Von Neumann architecture
A computer with a Von Neumann architecture has the advantage over pure Harvard machines in that code can also be accessed and treated the same as data, and vice versa. This allows, for example, data to be read from disk storage into memory and then executed as code, or self-optimizing software systems using technologies such as just-in-time compilation to write machine code into their own memory and then later execute it. Another example is self-modifying code, which allows a program to modify itself. A disadvantage of these methods are issues with executable space protection, which increase the risks from malware and software defects. In addition, in these systems it is notoriously difficult to document code flow, and also can make debugging much more difficult.

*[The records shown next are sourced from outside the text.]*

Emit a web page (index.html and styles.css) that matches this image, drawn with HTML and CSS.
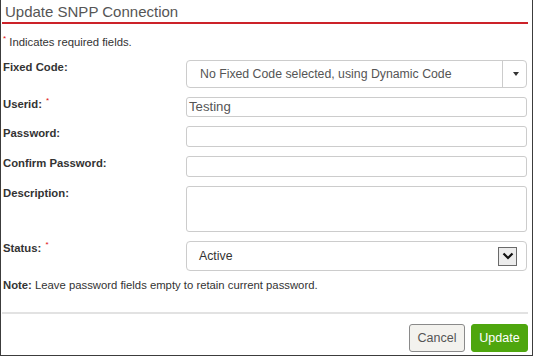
FILE: index.html
```html
<!DOCTYPE html>
<html>
<head>
<meta charset="utf-8">
<link rel="stylesheet" href="styles.css">
</head>
<body>
<div class="dialog">
  <div class="header"><h1 class="title">Update SNPP Connection</h1></div>
  <p class="req"><span class="star">*</span> Indicates required fields.</p>
  <div class="form">
    <div class="label">Fixed Code:</div>
    <div class="select select-fixed">
      <span class="select-text">No Fixed Code selected, using Dynamic Code</span>
      <span class="caret-zone"><span class="caret"></span></span>
    </div>

    <div class="label">Userid: <span class="star">*</span></div>
    <div class="input">Testing</div>

    <div class="label">Password:</div>
    <div class="input tall"></div>

    <div class="label">Confirm Password:</div>
    <div class="input tall"></div>

    <div class="label">Description:</div>
    <div class="input textarea"></div>

    <div class="label">Status: <span class="star">*</span></div>
    <div class="select select-status">
      <span class="select-text">Active</span>
      <span class="chev-box">
        <svg width="12" height="8" viewBox="0 0 12 8"><path d="M1.5 1.5 L6 6 L10.5 1.5" fill="none" stroke="#111" stroke-width="2.2"/></svg>
      </span>
    </div>
  </div>
  <p class="note"><b>Note:</b> Leave password fields empty to retain current password.</p>
  <div class="rule"></div>
  <div class="actions">
    <button class="btn btn-cancel">Cancel</button>
    <button class="btn btn-update">Update</button>
  </div>
</div>
</body>
</html>
```
FILE: styles.css
```css
html, body {
  margin: 0;
  padding: 0;
  background: #fff;
}
body {
  font-family: "Liberation Sans", Arial, sans-serif;
  color: #333;
}
.dialog {
  box-sizing: border-box;
  width: 533px;
  height: 356px;
  border-left: 1px solid #3c3c3c;
  border-right: 1px solid #3c3c3c;
  border-bottom: 1px solid #3c3c3c;
  display: flex;
  flex-direction: column;
}
.header {
  margin: 0 4px 0 1px;
  border-bottom: 2px solid #cc2229;
  height: 22px;
}
.title {
  margin: 0;
  padding: 2px 0 0 3px;
  font-size: 15px;
  line-height: 20px;
  font-weight: normal;
  color: #555;
}
.req {
  margin: 11px 0 0 2px;
  font-size: 11.3px;
  line-height: 14px;
  color: #333;
}
.star {
  color: #e01010;
  font-size: 8px;
  vertical-align: top;
  line-height: 8px;
}
.form {
  margin: 11px 0 0 2px;
  display: grid;
  grid-template-columns: 183px 341px;
  row-gap: 9px;
}
.label {
  font-size: 11.3px;
  line-height: 14px;
  font-weight: bold;
  color: #333;
}
.label .star {
  font-weight: normal;
  margin-left: 1px;
}
.select {
  box-sizing: border-box;
  border: 1px solid #ccc;
  border-radius: 4px;
  display: flex;
  align-items: center;
  font-size: 12.3px;
  color: #555;
}
.select-fixed {
  height: 28px;
}
.select-fixed .select-text {
  flex: 1;
  padding-left: 13px;
}
.caret-zone {
  box-sizing: border-box;
  width: 24px;
  height: 100%;
  border-left: 1px solid #ccc;
  display: flex;
  align-items: center;
  justify-content: center;
  padding-left: 3px;
}
.caret {
  width: 0;
  height: 0;
  border-left: 3.5px solid transparent;
  border-right: 3.5px solid transparent;
  border-top: 4px solid #333;
}
.select-status {
  height: 30px;
  color: #333;
}
.select-status .select-text {
  flex: 1;
  padding-left: 12px;
}
.chev-box {
  box-sizing: border-box;
  width: 19px;
  height: 19px;
  margin-right: 9px;
  border: 1px solid #6a6a6a;
  background: #ececec;
  display: flex;
  align-items: center;
  justify-content: center;
}
.input {
  box-sizing: border-box;
  height: 20px;
  border: 1px solid #ccc;
  border-radius: 3px;
  font-size: 13.2px;
  line-height: 18px;
  color: #555;
  padding-left: 2px;
}
.input.tall {
  height: 21px;
}
.input.textarea {
  height: 46px;
}
.note {
  margin: 7px 0 0 2px;
  font-size: 11.3px;
  line-height: 14px;
  color: #333;
}
.rule {
  margin: 20px 4px 0 1px;
  height: 2px;
  background: #e2e2e2;
}
.actions {
  margin: 10px 4px 0 0;
  display: flex;
  justify-content: flex-end;
  gap: 6px;
}
.btn {
  box-sizing: border-box;
  height: 28px;
  font-family: "Liberation Sans", Arial, sans-serif;
  font-size: 12.5px;
  border-radius: 3px;
  padding: 0;
}
.btn-cancel {
  width: 56px;
  background: #f3f2ee;
  border: 1px solid #8a8a8a;
  color: #555;
}
.btn-update {
  width: 57px;
  background: #4ea60e;
  border: 1px solid #4ea60e;
  color: #fff;
}
```
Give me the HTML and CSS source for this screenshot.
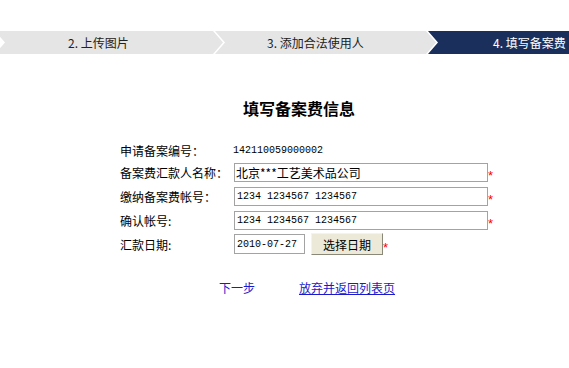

Modified Harvard architecture
Accordingly, some pure Harvard machines are specialty products. Most modern computers instead implement a modified Harvard architecture. Those modifications are various ways to loosen the strict separation between code and data, while still supporting the higher performance concurrent data and instruction access of the Harvard architecture.
Split cache, or Almost-von-Neumann architecture
The most common modification builds a memory hierarchy with a CPU cache separating instructions and data. This unifies all except small portions of the data and instruction address spaces, providing the von Neumann model. Most programmers never need to be aware of the fact that the processor core implements a (modified) Harvard architecture, although they benefit from its speed advantages. Only programmers who write instructions into data memory need to be aware of issues such as cache coherency.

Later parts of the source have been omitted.